To stop Heather from getting herself killed trying to prove her parents’ innocence, Becca hunts for proof of their guilt. She doesn’t expect to find evidence that leaves her questioning everything she thought she knew about the dissidents… and about her mother.
When she risks her life to save a dissident, she learns her mother isn’t the only one with secrets – and the plot she uncovers will threaten the lives of the people she loves most. For Becca, it’s no longer just a choice between risking execution and ignoring the regime’s crimes; she has to decide whose life to save and whose to sacrifice.
It’s easy to be a hero when you can save the world, but what about when all you can do is choose how you live in it?
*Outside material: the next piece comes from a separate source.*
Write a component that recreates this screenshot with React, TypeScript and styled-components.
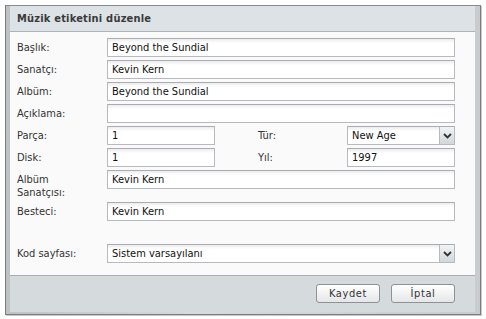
import React from "react";
import styled, { createGlobalStyle } from "styled-components";

const Global = createGlobalStyle`
  html, body { margin: 0; padding: 0; background: #ffffff; }
  body { font-family: "DejaVu Sans Condensed", "DejaVu Sans", Verdana, sans-serif; font-stretch: condensed; font-size: 11px; color: #222; }
  * { box-sizing: border-box; }
`;

const Stage = styled.div`
  padding: 5px;
  width: 486px;
  height: 319px;
`;

const Window = styled.div`
  width: 476px;
  height: 310px;
  border: 1px solid #7d7d7d;
  border-top-color: #8a8a8a;
  background: linear-gradient(to right, #bfc2c5, #d7d9db 40%, #c9ccce);
  padding: 0 5px 2px 4px;
  display: flex;
  flex-direction: column;
  box-shadow: 1px 1px 0 #c8c8c8;
`;

const TitleBar = styled.div`
  height: 26px;
  flex: none;
  background: #dde2e6;
  border-bottom: 1px solid #aeb3b7;
  display: flex;
  align-items: center;
  padding-left: 7px;
  font-weight: bold;
  font-size: 11px;
  color: #3a3a3a;
  letter-spacing: 0.2px;
`;

const Body = styled.div`
  flex: 1;
  background: #fafafa;
  padding: 6px 20px 0 7px;
  display: flex;
  flex-direction: column;
`;

const Row = styled.div<{ $gap?: number }>`
  display: grid;
  grid-template-columns: 90px 1fr;
  align-items: start;
  margin-bottom: ${(p) => (p.$gap ?? 3)}px;
`;

const SplitRow = styled.div`
  display: grid;
  grid-template-columns: 90px 108px 43px 89px 1fr;
  align-items: start;
  margin-bottom: 3px;
`;

const Label = styled.div<{ $multi?: boolean }>`
  padding-top: 3px;
  line-height: ${(p) => (p.$multi ? 13 : 14)}px;
  color: #333;
`;

const Input = styled.div`
  height: 19px;
  border: 1px solid #b6babe;
  border-top-color: #a9adb1;
  background: linear-gradient(to bottom, #ececec 0px, #ffffff 4px, #ffffff 100%);
  padding: 0 4px 0 4px;
  display: flex;
  align-items: center;
  color: #111;
  white-space: nowrap;
`;

const Select = styled(Input)`
  padding-right: 0;
  justify-content: space-between;
`;

const DropButton = styled.div`
  width: 15px;
  height: 17px;
  border-left: 1px solid #b6babe;
  background: linear-gradient(to bottom, #f2f3f4, #d3d7da);
  display: flex;
  align-items: center;
  justify-content: center;
`;

const Spacer = styled.div`
  height: 20px;
`;

const Footer = styled.div`
  height: 37px;
  flex: none;
  background: #d5dadd;
  border-top: 1px solid #a8adb1;
  display: flex;
  justify-content: flex-end;
  align-items: flex-start;
  padding: 8px 20px 0 0;
  gap: 11px;
`;

const Button = styled.div`
  width: 64px;
  height: 19px;
  border: 1px solid #8e9295;
  border-radius: 3px;
  background: linear-gradient(to bottom, #ffffff, #e4e6e8);
  display: flex;
  align-items: center;
  justify-content: center;
  color: #333;
  letter-spacing: 0.6px;
`;

const Chevron = () => (
  <svg width="9" height="6" viewBox="0 0 9 6">
    <path d="M1 1 L4.5 4.5 L8 1" stroke="#333" strokeWidth="1.8" fill="none" />
  </svg>
);

export default function App() {
  return (
    <Stage>
      <Global />
      <Window>
        <TitleBar>Müzik etiketini düzenle</TitleBar>
        <Body>
          <Row>
            <Label>Başlık:</Label>
            <Input>Beyond the Sundial</Input>
          </Row>
          <Row>
            <Label>Sanatçı:</Label>
            <Input>Kevin Kern</Input>
          </Row>
          <Row>
            <Label>Albüm:</Label>
            <Input>Beyond the Sundial</Input>
          </Row>
          <Row>
            <Label>Açıklama:</Label>
            <Input />
          </Row>
          <SplitRow>
            <Label>Parça:</Label>
            <Input>1</Input>
            <span />
            <Label>Tür:</Label>
            <Select>
              New Age
              <DropButton>
                <Chevron />
              </DropButton>
            </Select>
          </SplitRow>
          <SplitRow>
            <Label>Disk:</Label>
            <Input>1</Input>
            <span />
            <Label>Yıl:</Label>
            <Input>1997</Input>
          </SplitRow>
          <Row>
            <Label $multi>
              Albüm
              <br />
              Sanatçısı:
            </Label>
            <Input>Kevin Kern</Input>
          </Row>
          <Row>
            <Label>Besteci:</Label>
            <Input>Kevin Kern</Input>
          </Row>
          <Spacer />
          <Row>
            <Label>Kod sayfası:</Label>
            <Select>
              Sistem varsayılanı
              <DropButton>
                <Chevron />
              </DropButton>
            </Select>
          </Row>
        </Body>
        <Footer>
          <Button>Kaydet</Button>
          <Button>İptal</Button>
        </Footer>
      </Window>
    </Stage>
  );
}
The Torturer’s Daughter is a story about ordinary life amidst the realities of living under an oppressive regime… and the extraordinary courage it takes to do what’s right in a world gone wrong.
Becca’s steps slowed as she approached Processing 117. The floodlights of the parking lot shone down on her, exposing her. Past the lot, the darkness threatened to close in. There was no other source of light nearby except for the dim glow of the streetlamps, nothing but trees for at least a mile in every direction.
The concrete structure loomed taller than its five stories—maybe because of the invisible presence of the underground levels, or maybe because in a moment Becca was going to have to walk inside.
Heather can’t have been arrested. If she were a prisoner, they wouldn’t have let her call.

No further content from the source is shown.